** START OF DATA SEGMENT **
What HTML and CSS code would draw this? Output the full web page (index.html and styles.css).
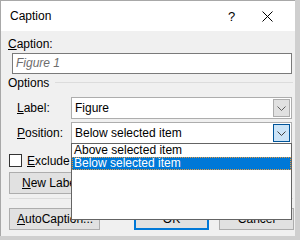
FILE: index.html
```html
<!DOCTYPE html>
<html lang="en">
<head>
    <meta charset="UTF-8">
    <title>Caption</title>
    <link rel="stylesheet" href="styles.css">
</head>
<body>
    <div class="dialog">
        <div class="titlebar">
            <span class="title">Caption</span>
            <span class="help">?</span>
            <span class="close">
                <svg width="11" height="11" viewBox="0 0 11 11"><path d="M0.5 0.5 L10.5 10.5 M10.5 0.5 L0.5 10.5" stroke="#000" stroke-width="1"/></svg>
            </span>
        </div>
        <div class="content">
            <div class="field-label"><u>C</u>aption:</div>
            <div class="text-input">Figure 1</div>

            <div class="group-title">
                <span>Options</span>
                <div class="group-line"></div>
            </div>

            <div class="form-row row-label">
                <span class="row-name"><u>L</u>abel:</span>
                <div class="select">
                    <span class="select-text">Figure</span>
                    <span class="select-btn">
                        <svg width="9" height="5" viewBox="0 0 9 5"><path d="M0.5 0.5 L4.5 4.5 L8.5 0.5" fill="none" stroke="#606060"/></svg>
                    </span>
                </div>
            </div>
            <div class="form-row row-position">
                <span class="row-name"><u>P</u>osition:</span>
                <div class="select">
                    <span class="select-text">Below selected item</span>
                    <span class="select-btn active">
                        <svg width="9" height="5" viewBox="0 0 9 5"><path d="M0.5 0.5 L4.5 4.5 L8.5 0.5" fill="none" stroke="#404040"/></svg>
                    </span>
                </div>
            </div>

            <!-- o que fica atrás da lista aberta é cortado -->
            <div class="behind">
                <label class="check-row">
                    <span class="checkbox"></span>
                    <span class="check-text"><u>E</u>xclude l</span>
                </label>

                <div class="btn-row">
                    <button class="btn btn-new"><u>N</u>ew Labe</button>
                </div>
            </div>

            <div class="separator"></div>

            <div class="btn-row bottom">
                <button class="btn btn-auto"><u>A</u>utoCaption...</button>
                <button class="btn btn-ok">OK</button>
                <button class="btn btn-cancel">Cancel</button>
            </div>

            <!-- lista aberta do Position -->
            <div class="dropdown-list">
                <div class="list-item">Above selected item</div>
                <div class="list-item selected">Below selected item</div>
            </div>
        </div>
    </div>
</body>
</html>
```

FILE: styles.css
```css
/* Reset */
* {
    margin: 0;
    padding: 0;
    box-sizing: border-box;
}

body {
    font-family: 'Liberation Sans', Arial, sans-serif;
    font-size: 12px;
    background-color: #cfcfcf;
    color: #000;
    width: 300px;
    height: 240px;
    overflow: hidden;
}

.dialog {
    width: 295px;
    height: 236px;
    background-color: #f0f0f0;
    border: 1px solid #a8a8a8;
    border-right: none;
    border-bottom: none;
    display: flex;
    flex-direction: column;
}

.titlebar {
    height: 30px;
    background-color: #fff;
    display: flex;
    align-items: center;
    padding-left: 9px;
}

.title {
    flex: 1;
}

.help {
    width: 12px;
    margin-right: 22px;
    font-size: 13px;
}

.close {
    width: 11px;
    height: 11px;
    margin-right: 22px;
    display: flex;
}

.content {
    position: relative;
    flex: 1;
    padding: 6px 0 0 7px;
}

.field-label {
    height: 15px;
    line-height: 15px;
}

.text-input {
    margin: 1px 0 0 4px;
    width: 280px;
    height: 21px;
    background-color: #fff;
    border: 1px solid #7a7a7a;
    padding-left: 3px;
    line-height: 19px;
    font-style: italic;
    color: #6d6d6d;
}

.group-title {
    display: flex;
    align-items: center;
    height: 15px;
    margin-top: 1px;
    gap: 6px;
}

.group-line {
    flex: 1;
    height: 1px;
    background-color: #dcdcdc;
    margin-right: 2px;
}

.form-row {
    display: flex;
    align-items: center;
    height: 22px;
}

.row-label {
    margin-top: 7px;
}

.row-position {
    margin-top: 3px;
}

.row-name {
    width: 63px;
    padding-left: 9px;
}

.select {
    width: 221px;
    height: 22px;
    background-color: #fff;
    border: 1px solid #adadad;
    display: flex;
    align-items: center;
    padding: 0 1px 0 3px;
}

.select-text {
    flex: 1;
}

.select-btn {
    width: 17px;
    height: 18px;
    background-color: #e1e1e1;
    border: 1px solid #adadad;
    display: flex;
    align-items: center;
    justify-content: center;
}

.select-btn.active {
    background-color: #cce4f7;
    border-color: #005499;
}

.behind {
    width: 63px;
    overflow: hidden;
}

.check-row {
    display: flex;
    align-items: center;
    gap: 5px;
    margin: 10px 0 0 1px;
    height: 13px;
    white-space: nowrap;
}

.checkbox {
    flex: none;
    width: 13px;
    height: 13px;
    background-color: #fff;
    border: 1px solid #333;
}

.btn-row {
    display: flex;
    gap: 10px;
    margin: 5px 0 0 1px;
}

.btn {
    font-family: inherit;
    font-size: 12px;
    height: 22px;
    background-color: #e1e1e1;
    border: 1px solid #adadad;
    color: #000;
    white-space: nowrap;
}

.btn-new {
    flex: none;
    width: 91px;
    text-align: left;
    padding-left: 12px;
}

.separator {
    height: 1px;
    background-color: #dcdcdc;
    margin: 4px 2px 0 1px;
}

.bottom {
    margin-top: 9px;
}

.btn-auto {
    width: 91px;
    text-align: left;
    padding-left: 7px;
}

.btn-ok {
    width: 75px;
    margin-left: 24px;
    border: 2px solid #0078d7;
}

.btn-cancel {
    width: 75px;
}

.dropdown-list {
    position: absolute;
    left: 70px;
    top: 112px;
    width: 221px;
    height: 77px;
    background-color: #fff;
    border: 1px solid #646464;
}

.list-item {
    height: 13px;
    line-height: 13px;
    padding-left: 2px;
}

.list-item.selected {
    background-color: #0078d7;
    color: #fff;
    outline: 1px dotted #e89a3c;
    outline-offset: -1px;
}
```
** END OF DATA SEGMENT **
* EXERCISE DIRECTIONS:
Tell how many lines hold the string "styles", giving the number and nothing else.

* OUTPUT OF THE TASK:
3